وَظَاهِرُ هَذَا أَنَّهُ يَكْفِي أَنْ تَكُونَ فَاضِلَةً عَمَّا يَحْتَاجُهُ فِي يَوْمِهِ وَلَيْلَتِهِ وَكِسْوَةِ فَصْلِهِ كَمَا مَرَّ فِي صَدَقَةِ التَّطَوُّعِ وَيَنْبَغِي أَنْ تَكُونَ فَاضِلَةً عَنْ يَوْمِ الْعِيدِ وَأَيَّامِ التَّشْرِيقِ، فَإِنَّهُ وَقْتُهَا
Artinya, “Nampaknya (perkataan Az-Zarkasyi di atas) ini cukup adanya kurban sebagai sisa dari apa yang menjadi kebutuhan (sandang pangan) pada malam dan harinya, seperti penjelasan yang lalu, bab sedekah sunah. Dan sebaiknya kurban itu merupakan sisa kebutuhan (sandang pangan) pada hari raya Idul Adha dan hari-hari Tasyrik, karena itulah waktu berkurban.” (Syamsuddin Muhammad Ibn Ahmad al-Khatib as-Syarbini, Muhnil Mughtaj, [Bairut, Darul Kutub Ilmiyah: 1994 M], juz VI halaman 123).
Penjelasan ini memberikan pemahaman bahwa orang yang mampu dalam berkurban adalah orang yang dengan berkurban hartanya masih sisa untuk kebutuhan sandang pangan dirinya sendiri dan orang-orang yang harus ia penuhi kebutuhannya pada saat hari raya kurban dan 3 hari tasyrik.
Hukum Berutang untuk Membeli Hewan Kurban
Kemudian, bagaimana dengan seseorang yang tidak mempunyai harta untuk membeli hewan kurban, namun memaksakan diri untuk berkurban dengan cara berutang?
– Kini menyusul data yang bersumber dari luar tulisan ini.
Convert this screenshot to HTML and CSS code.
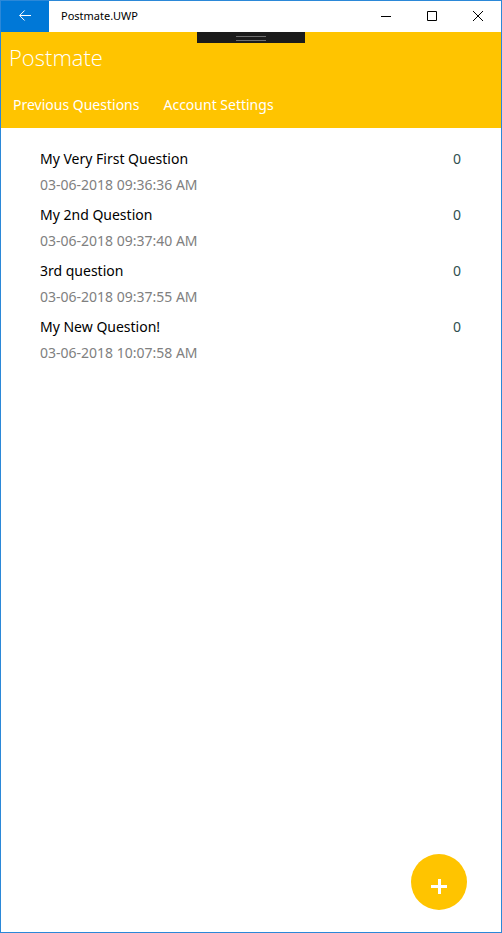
FILE: index.html
```html
<!DOCTYPE html>
<html lang="en">
<head>
<meta charset="utf-8">
<meta name="viewport" content="width=device-width, initial-scale=1">
<title>Postmate.UWP</title>
<link rel="stylesheet" href="styles.css">
</head>
<body>
<div class="window">
  <div class="titlebar">
    <button class="back" type="button" aria-label="Back">
      <svg width="12" height="11" viewBox="0 0 12 11"><path d="M12 5.5H.8M5.6.5l-5 5 5 5"/></svg>
    </button>
    <span class="caption">Postmate.UWP</span>
    <button class="control" type="button" aria-label="Minimize">
      <svg width="10" height="10" viewBox="0 0 10 10"><path d="M0 5.5h10"/></svg>
    </button>
    <button class="control" type="button" aria-label="Maximize">
      <svg width="10" height="10" viewBox="0 0 10 10"><path d="M.5.5h9v9h-9z"/></svg>
    </button>
    <button class="control" type="button" aria-label="Close">
      <svg width="10" height="10" viewBox="0 0 10 10"><path d="M0 0l10 10M10 0L0 10"/></svg>
    </button>
  </div>
  <header class="header">
    <button class="debug-handle" type="button" aria-label="Debug toolbar"></button>
    <h1 class="title">Postmate</h1>
    <nav class="tabs">
      <a class="tab" href="#previous">Previous Questions</a>
      <a class="tab" href="#account">Account Settings</a>
    </nav>
  </header>
  <main class="content" id="previous">
    <ul class="questions">
      <li class="question">
        <span class="name">My Very First Question</span><span class="count">0</span>
        <time class="date">03-06-2018 09:36:36 AM</time>
      </li>
      <li class="question">
        <span class="name">My 2nd Question</span><span class="count">0</span>
        <time class="date">03-06-2018 09:37:40 AM</time>
      </li>
      <li class="question">
        <span class="name">3rd question</span><span class="count">0</span>
        <time class="date">03-06-2018 09:37:55 AM</time>
      </li>
      <li class="question">
        <span class="name">My New Question!</span><span class="count">0</span>
        <time class="date">03-06-2018 10:07:58 AM</time>
      </li>
    </ul>
  </main>
  <button class="add" type="button" aria-label="Add question">
    <svg width="16" height="16" viewBox="0 0 16 16"><path d="M0 8.5h16M8.5 1v15"/></svg>
  </button>
</div>
</body>
</html>
```
FILE: styles.css
```css
* { box-sizing: border-box; }

body {
  margin: 0;
  background: #fff;
  color: #000;
  font: 14px/26px "Noto Sans", "Open Sans", sans-serif;
}

button {
  margin: 0;
  padding: 0;
  border: 0;
  font: inherit;
}

svg { display: block; fill: none; stroke: currentColor; }

.window {
  position: relative;
  display: flex;
  flex-direction: column;
  min-height: 100vh;
  border: 1px solid #2b88d8;
}

.titlebar { display: flex; height: 31px; }

.back,
.control {
  display: flex;
  align-items: center;
  justify-content: center;
}

.back { width: 48px; padding-bottom: 2px; background: #0078d7; color: #fff; }
.control { width: 46px; padding-bottom: 1px; background: #fff; color: #000; }

.caption {
  flex: 1;
  padding-left: 12px;
  font-size: 11px;
  line-height: 30px;
}

.header {
  position: relative;
  background: #ffc400;
  color: #fff;
}

.debug-handle {
  position: absolute;
  top: 0;
  left: 50%;
  display: flex;
  width: 108px;
  height: 11px;
  transform: translateX(-50%);
  background: #1b1b1b;
}

.debug-handle::before {
  content: "";
  width: 30px;
  height: 3px;
  margin: 4px auto;
  border: solid #6e6e6e;
  border-width: 1px 0;
}

.title {
  margin: 0;
  padding: 0 8px;
  font-family: "Open Sans", "Noto Sans", sans-serif;
  font-size: 22px;
  font-weight: 300;
  line-height: 50px;
}

.tabs { display: flex; }

.tab {
  padding: 0 12px;
  color: inherit;
  line-height: 46px;
  text-decoration: none;
}

.content { flex: 1; padding: 18px 40px 0 39px; }

.questions {
  display: grid;
  gap: 4px;
  margin: 0;
  padding: 0;
  list-style: none;
}

.question { display: grid; grid-template-columns: 1fr auto; }
.count { color: #2f4f4f; }
.date { color: #808080; }

.add {
  position: absolute;
  right: 34px;
  bottom: 22px;
  display: flex;
  align-items: center;
  justify-content: center;
  width: 56px;
  height: 56px;
  padding-top: 8px;
  border-radius: 50%;
  background: #ffc400;
  color: #fff;
}

.add svg { stroke-width: 3; }
```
Lebih baik hal ini tidak dilakukan. Sebagaimana terdapat dalam Fatawa Darul Ifta’ Yordan yang diterbitkan pada 11 November 2013 dengan nomor fatwa 2856:
فمن كان لا يملك ثمنها زائداً عن نفقته ونفقة عياله فليس بمستطيع، والأفضل ألا يستدين للأضحية؛ لأنه يحمل نفسه فوق طاقتها، ويخشى عليه العجز عن سداد الدين بالموت أو غيره
Artinya, “Barang siapa tidak memiliki harta senilai harga hewan kurban dan masih sisa untuk menafkahi diri dan keluarganya maka ia bukanlah orang yang mampu. Yang lebih utama baginya adalah tidak berutang untuk berkurban. Karena dengan demikian ia telah membawa dirinya pada keadaan yang melampaui kemampuannya. Dan dikhawatirkan ia tidak mampu untuk melunasinya sebab mati atau yang lainnya.”
وعلى أي حال إذا ضحى من مالٍ حلالٍ أضحية مستوفية الشروط فهي أضحية مقبولة إن شاء الله تعالى، وإن كان قد استدان ثمنها، وكلف نفسه ما لا يجب عليه
“Dan bagaimanapun juga jika seseorang berkurban dengan harta halal dan telah terpenuhi syarat-syaratnya maka Insya Allah kurbannya diterima, meskipun untuk membelinya ia berutang dan membebani dirinya sendiri pada perkara yang tidak wajib baginya.”
BACA JUGA: Daftar Harga Sapi Kurban, ini Cara Memilih Sesuai Syariat Islam
Jadi, orang yang tidak mampu membeli hewan kurban sebaiknya jangan memaksakan diri untuk tetap berkurban dengan cara berutang. Karena ini malah akan memberatkan dirinya di kemudian hari.